-- START --
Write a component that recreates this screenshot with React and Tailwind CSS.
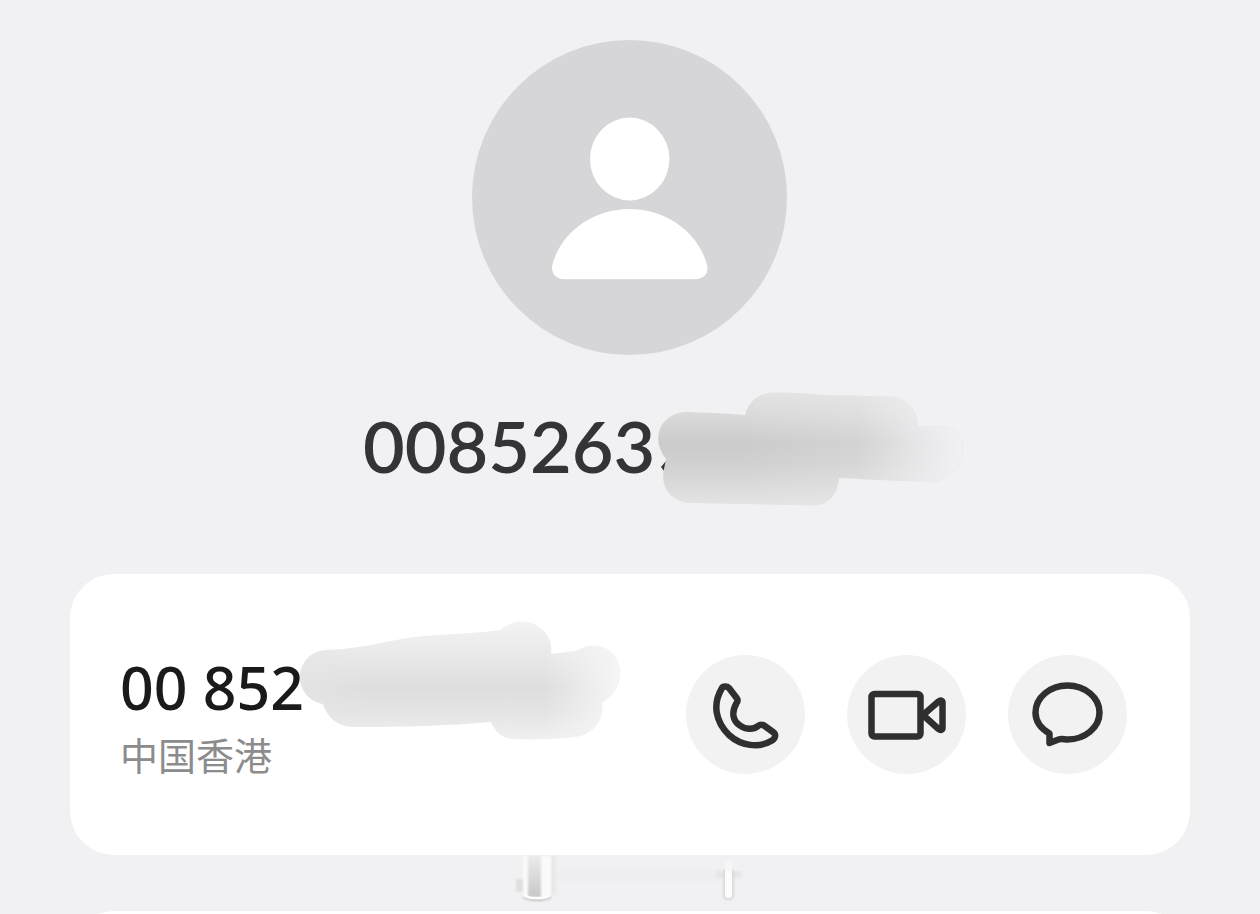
import React from "react";

const Avatar = () => (
  <svg viewBox="0 0 316 315" className="w-[316px] h-[315px]" role="img" aria-label="Contact">
    <circle cx="157.500" cy="157.500" r="157.500" fill="#d6d6d8" />
    <ellipse cx="157.700" cy="119" rx="39.700" ry="41.500" fill="#fff" />
    <path
      d="M157.700 169C195 169 226 193 234.800 224C237 232 234 239.200 222 239.200H93C83 239.200 78.500 232 80.500 224C89 193 120 169 157.700 169Z"
      fill="#fff"
    />
  </svg>
);

const TitleSmudge = () => (
  <svg viewBox="0 0 340 140" className="absolute left-[277px] -top-[15px] w-[340px] h-[140px]" aria-hidden="true">
    <defs>
      <linearGradient id="titleTone" x1="0" y1="0" x2="0" y2="140" gradientUnits="userSpaceOnUse">
        <stop offset="0.09" stopColor="#e2e2e3" />
        <stop offset="0.26" stopColor="#d9d9da" />
        <stop offset="0.45" stopColor="#cbcbcc" />
        <stop offset="0.6" stopColor="#d0d0d1" />
        <stop offset="0.75" stopColor="#dadadb" />
        <stop offset="0.9" stopColor="#e4e4e5" />
      </linearGradient>
      <linearGradient id="titleFade" x1="0" y1="0" x2="340" y2="0" gradientUnits="userSpaceOnUse">
        <stop offset="0.3" stopColor="#f1f1f3" stopOpacity="0" />
        <stop offset="0.64" stopColor="#f1f1f3" stopOpacity="0.2" />
        <stop offset="0.8" stopColor="#f1f1f3" stopOpacity="0.66" />
        <stop offset="0.94" stopColor="#f1f1f3" stopOpacity="1" />
      </linearGradient>
      <path
        id="titleShape"
        d="M46 32C52 31.500 55 33 62 32.500C76 33 92 34 105 35C108 22 119 13 133 12.500C151 12 169 14 187 15L250 16.500C266 17 278 30 278 46H299C336 47 328 102 290 102L240 100L199 98C198 114 189 125 174 125.500L50 123C31 122 20 107 24 89L26 79C8 56 24 32 46 32Z"
      />
    </defs>
    <path d="M21 87L26 81L29 83V90L24 91Z" fill="#343436" />
    <use href="#titleShape" fill="url(#titleTone)" />
    <use href="#titleShape" fill="url(#titleFade)" />
  </svg>
);

const NumberSmudge = () => (
  <svg viewBox="0 0 340 150" className="absolute left-[170px] -top-[36px] w-[340px] h-[150px]" aria-hidden="true">
    <defs>
      <linearGradient id="numberTone" x1="0" y1="0" x2="0" y2="150" gradientUnits="userSpaceOnUse">
        <stop offset="0.07" stopColor="#f3f3f3" />
        <stop offset="0.26" stopColor="#ebebeb" />
        <stop offset="0.52" stopColor="#dedede" />
        <stop offset="0.68" stopColor="#e4e4e4" />
        <stop offset="0.86" stopColor="#f0f0f0" />
      </linearGradient>
      <linearGradient id="numberFade" x1="0" y1="0" x2="340" y2="0" gradientUnits="userSpaceOnUse">
        <stop offset="0.03" stopColor="#e6e6e6" stopOpacity="0.7" />
        <stop offset="0.22" stopColor="#e6e6e6" stopOpacity="0" />
        <stop offset="0.75" stopColor="#f5f5f5" stopOpacity="0" />
        <stop offset="0.96" stopColor="#f5f5f5" stopOpacity="1" />
      </linearGradient>
      <path
        id="numberShape"
        d="M38 40C74 39 101 29 134 26C161 24 188 23 211 20C233 0 265 18 261 44L286 41C309 27 331 43 330 64C329 77 322 87 312 92C314 112 302 125 285 127C264 129 242 130 221 129C210 128 204 119 201 112C158 116 112 117 67 117C48 118 38 108 33 94C17 91 10 78 10 67C10 51 23 40 38 40Z"
      />
    </defs>
    <use href="#numberShape" fill="url(#numberTone)" />
    <use href="#numberShape" fill="url(#numberFade)" />
  </svg>
);

const GapSmudge = () => (
  <svg viewBox="0 0 280 56" className="w-[280px] h-[56px]" aria-hidden="true">
    <defs>
      <linearGradient id="barTone" x1="0" y1="0" x2="0" y2="1">
        <stop offset="0" stopColor="#ececed" />
        <stop offset="1" stopColor="#c8c8c9" />
      </linearGradient>
      <linearGradient id="thinTone" x1="0" y1="0" x2="0" y2="1">
        <stop offset="0" stopColor="#fcfcfc" stopOpacity="0" />
        <stop offset="0.35" stopColor="#fcfcfc" />
      </linearGradient>
      <filter id="soft" x="-50%" y="-50%" width="200%" height="200%">
        <feGaussianBlur stdDeviation="1.200" />
      </filter>
      <filter id="softer" x="-50%" y="-50%" width="200%" height="200%">
        <feGaussianBlur stdDeviation="3" />
      </filter>
    </defs>
    <rect x="66" y="15" width="170" height="11" fill="#eeeef0" filter="url(#softer)" />
    <rect x="226" y="16" width="26" height="7" fill="#e6e6e8" filter="url(#soft)" />
    <rect x="26" y="24" width="10" height="13" fill="#dfdfe1" filter="url(#soft)" />
    <rect x="59" y="0" width="7" height="40" fill="#e8e8ea" filter="url(#soft)" />
    <path d="M33 42C40 46 54 46 61 42" stroke="#b4b4b4" strokeWidth="2" fill="none" filter="url(#soft)" />
    <path d="M33 1H61V41C53 44 41 44 33 41Z" fill="#fafafa" filter="url(#soft)" />
    <rect x="38" y="0" width="13" height="42" fill="url(#barTone)" filter="url(#soft)" />
    <path d="M35 41C42 44 52 44 59 41" stroke="#fff" strokeWidth="2" fill="none" />
    <rect x="233" y="14" width="11" height="31" rx="4" fill="#dadadc" filter="url(#soft)" />
    <rect x="235" y="4" width="7" height="39" rx="3" fill="url(#thinTone)" />
  </svg>
);

const iconProps = {
  viewBox: "0 0 119 119",
  className: "w-[119px] h-[119px]",
  fill: "none",
  stroke: "#2f2f2f",
  strokeWidth: 6.5,
  strokeLinejoin: "round",
  strokeLinecap: "round",
  "aria-hidden": true,
};

const actions = [
  {
    label: "Call",
    icon: (
      <svg {...iconProps}>
        <path d="M36 33C37 31 41 31 43 33L51 43.500C52 45 51.500 46.500 50.500 48C45 58 47 66 54 70.500C60 75 68 74.500 72 71C74 69.500 76 69.500 78 70.500L87 77C90 79 90 83 86 85.500C73 93.500 55 91 43 80C29 66 26.500 49 36 33Z" />
      </svg>
    ),
  },
  {
    label: "Video call",
    icon: (
      <svg {...iconProps}>
        <rect x="24.500" y="39" width="49" height="42.500" rx="3" />
        <path d="M76 60L91.500 46.500C93.500 45 95.500 45.500 95.500 47.500V73C95.500 75 93.500 75.500 91.500 74Z" />
      </svg>
    ),
  },
  {
    label: "Message",
    icon: (
      <svg {...iconProps}>
        <path d="M59.500 30.500C77 30.500 91.500 42.500 91.500 57.500C91.500 72.500 77 84.500 59.500 84.500C56.500 84.500 54 83.500 50.500 84.500L41.500 88V78.500C33 73.500 27.500 66 27.500 57.500C27.500 42.500 42 30.500 59.500 30.500Z" />
      </svg>
    ),
  },
];

const App = () => {
  return (
    <main className="h-screen overflow-hidden bg-[#f1f1f3] flex flex-col pt-10">
      <header className="flex flex-col items-center shrink-0">
        <Avatar />
        <div className="relative w-[534px] mt-10">
          <h1 className="font-['Lato',sans-serif] font-semibold text-[72px] leading-[100px] text-[#343436]">
            0085263
          </h1>
          <TitleSmudge />
        </div>
      </header>

      <section className="mx-[70px] mt-[79px] min-h-[281px] shrink-0 bg-white rounded-[44px] pl-[50px] pr-[63px] flex items-center justify-between">
        <div className="relative pb-1">
          <p className="font-['Noto_Sans',sans-serif] font-medium text-[59px] leading-[82px] text-[#1a1a1a]">
            00 852
          </p>
          <NumberSmudge />
          <p lang="zh-CN" className="font-['Noto_Sans_CJK_SC',sans-serif] text-[38px] leading-[52px] text-[#8c8c8c]">
            中国香港
          </p>
        </div>
        <div className="flex gap-[42px]">
          {actions.map((item) => (
            <button
              key={item.label}
              type="button"
              aria-label={item.label}
              className="w-[119px] h-[119px] rounded-full bg-[#f2f2f2]"
            >
              {item.icon}
            </button>
          ))}
        </div>
      </section>

      <div className="flex justify-center shrink-0">
        <GapSmudge />
      </div>

      <section className="mx-[70px] h-24 shrink-0 bg-white rounded-t-[44px]" />
    </main>
  );
};

export default App;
-- END --
◆ **EXERCISE DIRECTIONS**: Print the data above verbatim from the first line through the line holding "import React from", leaving every picture out.

◆ **ANSWER TO THIS TASK**:
Write a component that recreates this screenshot with React and Tailwind CSS.
import React from "react";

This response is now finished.